COLLECTED MATERIAL:
[BEGIN]

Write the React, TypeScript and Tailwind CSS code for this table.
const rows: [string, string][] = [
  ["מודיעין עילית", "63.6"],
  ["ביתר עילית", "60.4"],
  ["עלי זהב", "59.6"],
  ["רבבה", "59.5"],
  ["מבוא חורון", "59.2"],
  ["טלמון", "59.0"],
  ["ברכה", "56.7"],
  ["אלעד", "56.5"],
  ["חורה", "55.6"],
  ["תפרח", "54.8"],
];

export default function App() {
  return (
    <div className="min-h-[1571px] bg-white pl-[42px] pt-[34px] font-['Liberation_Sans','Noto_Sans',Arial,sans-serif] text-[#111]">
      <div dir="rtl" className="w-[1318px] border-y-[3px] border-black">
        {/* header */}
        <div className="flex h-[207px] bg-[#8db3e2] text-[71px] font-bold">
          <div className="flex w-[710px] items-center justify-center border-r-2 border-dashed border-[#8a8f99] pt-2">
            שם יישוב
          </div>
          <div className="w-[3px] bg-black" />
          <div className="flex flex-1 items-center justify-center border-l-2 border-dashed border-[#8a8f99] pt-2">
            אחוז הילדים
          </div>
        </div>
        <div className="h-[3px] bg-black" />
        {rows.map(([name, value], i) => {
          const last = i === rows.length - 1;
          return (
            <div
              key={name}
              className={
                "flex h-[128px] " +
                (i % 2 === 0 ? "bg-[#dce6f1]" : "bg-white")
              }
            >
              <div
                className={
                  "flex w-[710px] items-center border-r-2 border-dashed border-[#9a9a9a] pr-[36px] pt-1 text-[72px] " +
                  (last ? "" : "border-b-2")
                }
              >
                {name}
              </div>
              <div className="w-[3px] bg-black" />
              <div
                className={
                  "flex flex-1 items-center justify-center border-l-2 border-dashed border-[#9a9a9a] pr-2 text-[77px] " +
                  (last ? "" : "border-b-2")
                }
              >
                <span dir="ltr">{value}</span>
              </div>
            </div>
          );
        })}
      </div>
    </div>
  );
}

[END]

EXERCISE DETAILS:
Reproduce all the data word for word.

TASK OUTPUT:
Write the React, TypeScript and Tailwind CSS code for this table.
const rows: [string, string][] = [
  ["מודיעין עילית", "63.6"],
  ["ביתר עילית", "60.4"],
  ["עלי זהב", "59.6"],
  ["רבבה", "59.5"],
  ["מבוא חורון", "59.2"],
  ["טלמון", "59.0"],
  ["ברכה", "56.7"],
  ["אלעד", "56.5"],
  ["חורה", "55.6"],
  ["תפרח", "54.8"],
];

export default function App() {
  return (
    <div className="min-h-[1571px] bg-white pl-[42px] pt-[34px] font-['Liberation_Sans','Noto_Sans',Arial,sans-serif] text-[#111]">
      <div dir="rtl" className="w-[1318px] border-y-[3px] border-black">
        {/* header */}
        <div className="flex h-[207px] bg-[#8db3e2] text-[71px] font-bold">
          <div className="flex w-[710px] items-center justify-center border-r-2 border-dashed border-[#8a8f99] pt-2">
            שם יישוב
          </div>
          <div className="w-[3px] bg-black" />
          <div className="flex flex-1 items-center justify-center border-l-2 border-dashed border-[#8a8f99] pt-2">
            אחוז הילדים
          </div>
        </div>
        <div className="h-[3px] bg-black" />
        {rows.map(([name, value], i) => {
          const last = i === rows.length - 1;
          return (
            <div
              key={name}
              className={
                "flex h-[128px] " +
                (i % 2 === 0 ? "bg-[#dce6f1]" : "bg-white")
              }
            >
              <div
                className={
                  "flex w-[710px] items-center border-r-2 border-dashed border-[#9a9a9a] pr-[36px] pt-1 text-[72px] " +
                  (last ? "" : "border-b-2")
                }
              >
                {name}
              </div>
              <div className="w-[3px] bg-black" />
              <div
                className={
                  "flex flex-1 items-center justify-center border-l-2 border-dashed border-[#9a9a9a] pr-2 text-[77px] " +
                  (last ? "" : "border-b-2")
                }
              >
                <span dir="ltr">{value}</span>
              </div>
            </div>
          );
        })}
      </div>
    </div>
  );
}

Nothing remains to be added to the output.